I think in theory Feather.materialize should give you a normal DataFrame, i.e. load everything from disc and load stuff into main memory, in a DataFrame. But at least on my system that seems not to work right now. But in any case, an apples-to-apples comparison of read performance would use Feather.materialize, not Feather.read.
FeatherFiles.jl is another option. You would read a file via:
using FeatherFiles, DataFrames
df = load("foo.feather") |> DataFrame
So the same API pattern you use for CSVFiles.jl. It will read everything fully from disc, i.e. give you a normal DataFrame.

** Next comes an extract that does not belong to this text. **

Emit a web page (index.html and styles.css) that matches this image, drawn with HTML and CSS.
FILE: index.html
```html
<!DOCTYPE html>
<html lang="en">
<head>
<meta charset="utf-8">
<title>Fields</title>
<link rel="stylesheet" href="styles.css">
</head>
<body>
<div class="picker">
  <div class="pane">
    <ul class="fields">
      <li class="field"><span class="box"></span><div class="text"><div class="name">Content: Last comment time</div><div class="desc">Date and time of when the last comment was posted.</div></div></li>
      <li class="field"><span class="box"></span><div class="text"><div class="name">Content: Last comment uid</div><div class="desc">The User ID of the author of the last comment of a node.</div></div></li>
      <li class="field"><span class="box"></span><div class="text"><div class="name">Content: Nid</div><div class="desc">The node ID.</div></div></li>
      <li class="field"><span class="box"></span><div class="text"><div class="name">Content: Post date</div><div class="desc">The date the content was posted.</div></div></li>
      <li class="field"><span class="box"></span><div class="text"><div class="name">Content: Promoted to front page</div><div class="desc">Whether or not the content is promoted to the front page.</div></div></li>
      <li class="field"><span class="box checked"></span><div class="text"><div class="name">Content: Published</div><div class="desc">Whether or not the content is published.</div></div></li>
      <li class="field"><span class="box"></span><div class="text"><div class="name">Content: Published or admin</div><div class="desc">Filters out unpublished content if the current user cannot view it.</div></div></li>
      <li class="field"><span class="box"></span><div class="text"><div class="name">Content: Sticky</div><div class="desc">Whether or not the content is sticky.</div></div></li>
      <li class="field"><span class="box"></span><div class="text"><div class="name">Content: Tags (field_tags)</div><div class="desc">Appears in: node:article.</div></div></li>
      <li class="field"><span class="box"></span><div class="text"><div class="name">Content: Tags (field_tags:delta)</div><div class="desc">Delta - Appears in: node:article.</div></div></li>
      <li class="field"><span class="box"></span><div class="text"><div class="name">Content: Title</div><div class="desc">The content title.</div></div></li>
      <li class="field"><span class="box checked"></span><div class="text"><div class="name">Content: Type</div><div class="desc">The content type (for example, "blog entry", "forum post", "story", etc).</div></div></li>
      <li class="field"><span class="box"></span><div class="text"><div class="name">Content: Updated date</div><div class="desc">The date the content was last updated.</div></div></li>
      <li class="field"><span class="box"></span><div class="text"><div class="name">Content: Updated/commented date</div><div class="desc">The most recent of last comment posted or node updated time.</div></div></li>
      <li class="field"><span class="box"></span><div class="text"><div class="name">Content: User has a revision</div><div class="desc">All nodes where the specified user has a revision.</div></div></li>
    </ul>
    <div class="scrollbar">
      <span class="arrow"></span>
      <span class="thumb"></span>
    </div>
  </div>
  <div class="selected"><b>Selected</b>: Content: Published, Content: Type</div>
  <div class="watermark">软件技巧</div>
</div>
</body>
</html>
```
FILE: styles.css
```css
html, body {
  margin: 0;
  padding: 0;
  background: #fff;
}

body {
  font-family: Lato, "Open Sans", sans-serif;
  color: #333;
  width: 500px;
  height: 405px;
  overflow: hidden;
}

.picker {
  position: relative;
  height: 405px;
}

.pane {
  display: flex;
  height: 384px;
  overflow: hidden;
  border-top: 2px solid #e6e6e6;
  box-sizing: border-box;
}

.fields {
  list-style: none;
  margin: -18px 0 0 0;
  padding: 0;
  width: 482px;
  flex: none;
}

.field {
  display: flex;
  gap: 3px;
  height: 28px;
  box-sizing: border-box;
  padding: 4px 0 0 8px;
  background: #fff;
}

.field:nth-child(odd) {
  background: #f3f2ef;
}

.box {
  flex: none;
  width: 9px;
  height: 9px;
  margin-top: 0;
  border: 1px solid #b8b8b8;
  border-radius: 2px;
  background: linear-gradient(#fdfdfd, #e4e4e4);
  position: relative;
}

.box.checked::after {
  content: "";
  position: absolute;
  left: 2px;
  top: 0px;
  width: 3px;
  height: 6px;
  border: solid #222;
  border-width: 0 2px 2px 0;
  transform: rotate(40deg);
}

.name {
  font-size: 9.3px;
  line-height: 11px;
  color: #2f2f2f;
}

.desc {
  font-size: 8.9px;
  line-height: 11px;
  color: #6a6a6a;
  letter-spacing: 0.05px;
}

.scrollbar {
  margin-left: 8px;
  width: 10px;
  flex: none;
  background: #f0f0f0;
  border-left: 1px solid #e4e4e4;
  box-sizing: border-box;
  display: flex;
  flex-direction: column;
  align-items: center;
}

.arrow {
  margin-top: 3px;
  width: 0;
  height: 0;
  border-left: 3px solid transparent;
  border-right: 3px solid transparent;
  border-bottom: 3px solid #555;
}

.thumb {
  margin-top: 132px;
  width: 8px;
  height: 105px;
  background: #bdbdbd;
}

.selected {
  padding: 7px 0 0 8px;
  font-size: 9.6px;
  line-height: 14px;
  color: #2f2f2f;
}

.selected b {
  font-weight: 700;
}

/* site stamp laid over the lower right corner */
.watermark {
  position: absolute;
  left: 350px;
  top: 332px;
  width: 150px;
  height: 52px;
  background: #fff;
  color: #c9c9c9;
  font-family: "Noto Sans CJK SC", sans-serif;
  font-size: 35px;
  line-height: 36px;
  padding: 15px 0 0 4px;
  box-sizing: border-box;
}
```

The same caveat about overhead that I made with respect to CSVFiles.jl applies here as well: if you use the master branch of DataFrames.jl you’ll get much better performance than with the released version of DataFrames.jl.
You can get a comprehensive documentation about the file IO story in Queryverse.jl over here.
What I meant is that we probably don’t care about the data, any set of columns of the same type containing random data should give similar timings. So you can write a few lines of code to create such a data frame, and if it reproduces the problem that will make it much easier to debug. If it doesn’t reproduce the problem, then that will be an interesting piece of information (meaning particular values matter).